Очень ему повезло. Когда бы соседка по лестничной площадке не услышала его с ночи не умолкавшие стоны и крики, не вызвала бы она милицию, потому что дверь заперта была изнутри, а на стуки и призывы никто не отзывался, тем бы всё для него и завершилось. Прибыла милиция, вскрыли замок, ужаснулись увиденному, вызвали «скорую». Соседка же и рассказала о жизни этой семьи, состоявшей из семилетнего мальчика Модеста и его непутёвой мамы. Когда-то нормальной женщины, бухгалтером работала, опустившейся, часто бывавшей навеселе, водившей в дом всякий мужской сброд, потом совсем, до безобразия спившейся. С соседями не общалась, на порог никого из них не пускала. Сын её, с таким затейливым именем, редко выходил, гулявшего одного, без матери, вообще она его не припомнит. Поражалась, какой он тощий, неухоженный. Ещё тому, как часто, что ни день, лупцует его мать, плачет он, жалела мальчишку. В последний же год вообще ни разу его не видела, если бы не плакал он, не знала бы, есть ли он там. Но в этот раз до того громко плакал, даже выл, что решила вмешаться. Когда вместе с милиционером вошла к ним, обомлела. Бардак страшенный, вещи где и как попало разбросаны, на столе объедки, пустые бутылки. Сын на крытом каким-то тряпьём топчане корчится, мать до невменяемости упившаяся, на драном диване валяется, подумали сначала, уж не померла ли. Всё это поведала соседка нашим охавшим да ахавшим сёстрам и нянечкам, от них и я узнал.
Выжить у него, похоже, не было и одного шанса. Но он – непостижимость не только медицины, но и всей нелогичной жизни нашей, чему столько лет не перестаю дивиться, – не погиб. Вопреки всему. Словно кто-то там наверху, одаривший его такой красоты глазами, пожалел его, маленького мученика. Неделю не верилось в такую удачу, не однажды, случалось, трудно было определить жив ли он сейчас, но настал день, когда он открыл глаза, осмысленно поглядел, попросил пить. Праздник был для всего отделения – и нас, и всех больных, сострадавших мальчонке. И ни разу за эту неделю не появилась его мать. Дважды наведывалась соседка. Рассказала, что пьянки не прекращаются, что на следующий день встретила её возле дома, попробовала поговорить с ней о сыне, но та и слушать не стала. Посоветовала не совать нос в чужие дела.
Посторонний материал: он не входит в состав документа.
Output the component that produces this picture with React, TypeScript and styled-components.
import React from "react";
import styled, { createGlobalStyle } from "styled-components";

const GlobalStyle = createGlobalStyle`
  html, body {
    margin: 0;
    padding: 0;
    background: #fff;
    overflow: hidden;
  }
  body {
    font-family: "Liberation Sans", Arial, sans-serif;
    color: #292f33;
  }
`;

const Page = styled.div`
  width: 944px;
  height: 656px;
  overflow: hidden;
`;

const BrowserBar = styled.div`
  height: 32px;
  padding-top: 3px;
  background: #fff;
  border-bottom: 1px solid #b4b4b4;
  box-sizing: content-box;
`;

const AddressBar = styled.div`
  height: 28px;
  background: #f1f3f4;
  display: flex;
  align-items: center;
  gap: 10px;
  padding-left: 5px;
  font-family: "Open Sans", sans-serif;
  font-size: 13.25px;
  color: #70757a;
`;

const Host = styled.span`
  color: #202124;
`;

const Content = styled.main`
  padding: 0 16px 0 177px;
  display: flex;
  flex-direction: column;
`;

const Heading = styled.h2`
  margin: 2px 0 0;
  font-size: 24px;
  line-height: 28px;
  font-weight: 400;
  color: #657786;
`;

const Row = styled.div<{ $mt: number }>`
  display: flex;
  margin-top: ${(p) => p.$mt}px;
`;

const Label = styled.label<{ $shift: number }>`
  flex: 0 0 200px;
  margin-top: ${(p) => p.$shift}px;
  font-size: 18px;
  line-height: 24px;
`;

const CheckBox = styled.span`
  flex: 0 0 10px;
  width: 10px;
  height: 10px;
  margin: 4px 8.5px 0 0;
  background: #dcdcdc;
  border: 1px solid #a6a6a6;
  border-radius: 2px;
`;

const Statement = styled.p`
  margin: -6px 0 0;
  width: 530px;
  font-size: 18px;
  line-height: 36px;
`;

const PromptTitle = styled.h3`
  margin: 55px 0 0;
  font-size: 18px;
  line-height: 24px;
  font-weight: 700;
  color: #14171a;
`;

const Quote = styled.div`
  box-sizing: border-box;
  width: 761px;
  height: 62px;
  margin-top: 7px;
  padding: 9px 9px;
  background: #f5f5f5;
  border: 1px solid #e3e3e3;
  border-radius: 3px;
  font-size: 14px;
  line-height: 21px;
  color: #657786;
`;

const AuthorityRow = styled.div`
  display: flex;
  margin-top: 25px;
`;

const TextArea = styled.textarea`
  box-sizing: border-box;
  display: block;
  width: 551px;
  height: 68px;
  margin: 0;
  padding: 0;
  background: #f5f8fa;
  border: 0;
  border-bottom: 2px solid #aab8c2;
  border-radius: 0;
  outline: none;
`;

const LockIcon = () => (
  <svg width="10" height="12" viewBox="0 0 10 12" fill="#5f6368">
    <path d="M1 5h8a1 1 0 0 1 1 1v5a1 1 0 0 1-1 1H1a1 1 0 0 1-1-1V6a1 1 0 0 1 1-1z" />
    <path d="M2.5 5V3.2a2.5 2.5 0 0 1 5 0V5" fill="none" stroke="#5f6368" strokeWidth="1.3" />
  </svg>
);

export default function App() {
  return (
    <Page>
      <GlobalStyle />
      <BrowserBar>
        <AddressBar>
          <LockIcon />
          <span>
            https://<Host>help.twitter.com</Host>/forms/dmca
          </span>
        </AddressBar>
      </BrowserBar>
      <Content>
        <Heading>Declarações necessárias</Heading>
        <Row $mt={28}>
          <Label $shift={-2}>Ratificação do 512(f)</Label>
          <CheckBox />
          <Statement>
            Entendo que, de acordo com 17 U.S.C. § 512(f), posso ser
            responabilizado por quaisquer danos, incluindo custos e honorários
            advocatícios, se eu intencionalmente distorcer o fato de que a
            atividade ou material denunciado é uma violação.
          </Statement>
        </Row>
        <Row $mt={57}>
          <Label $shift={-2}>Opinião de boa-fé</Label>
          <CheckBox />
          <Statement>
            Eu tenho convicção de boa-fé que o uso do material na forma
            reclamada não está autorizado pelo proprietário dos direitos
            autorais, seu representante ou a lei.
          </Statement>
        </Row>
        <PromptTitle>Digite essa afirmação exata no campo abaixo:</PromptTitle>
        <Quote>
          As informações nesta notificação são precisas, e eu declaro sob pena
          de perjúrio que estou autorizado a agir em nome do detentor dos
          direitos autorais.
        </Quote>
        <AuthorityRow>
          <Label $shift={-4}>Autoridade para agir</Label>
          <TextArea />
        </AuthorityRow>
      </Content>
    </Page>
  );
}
Едва ли не первым его словом было «мама», звал её. Имелась у нас одна маленькая, на две койки, палата, мальчик, требовавший особого наблюдения и выхаживания, лежал в ней один, благо не пропадала такая возможность. Я сказал ему, чтобы не тревожился, мама завтра обязательно придёт, надо ещё немного подождать, скорей выздоравливать. И попросил Петровну, нашу старшую сестру, сходить к ней. Была Петровна женщиной властной и с твёрдым характером, лучшей кандидатуры, чтобы образумить маму не сыскать. Пообещала Петровна, уходя, что эта стерва будет завтра здесь как миленькая. Вернулась, однако же, слегка обескураженная. Сообщила, что дрянь та несусветная, таких бы вообще кастрировать надо, чтобы не рожали, но, будто бы, всё-таки должна завтра прибыть.
Вести мальчика поручено было мне. И всё своё свободное от безотложных дел время отдавал я ему. В тот вечер долго сидел у него, старался поднять ему настроение, шутил, анекдоты рассказывал. Но получалось у меня не очень-то, раз за разом спрашивал он, почему не приходит мама, придёт ли завтра. Я снова обещал ему, боялся, если не случится этого, завтрашнего дня. И удивлялся его неизбывной тяге к ней, словно ни о чём и ни о ком другом думать не способен, закрадывалась даже мысль, не насочиняла ли соседка. Хоть и то, как и в каком виде привезли его сюда, не должно было оставлять сомнений.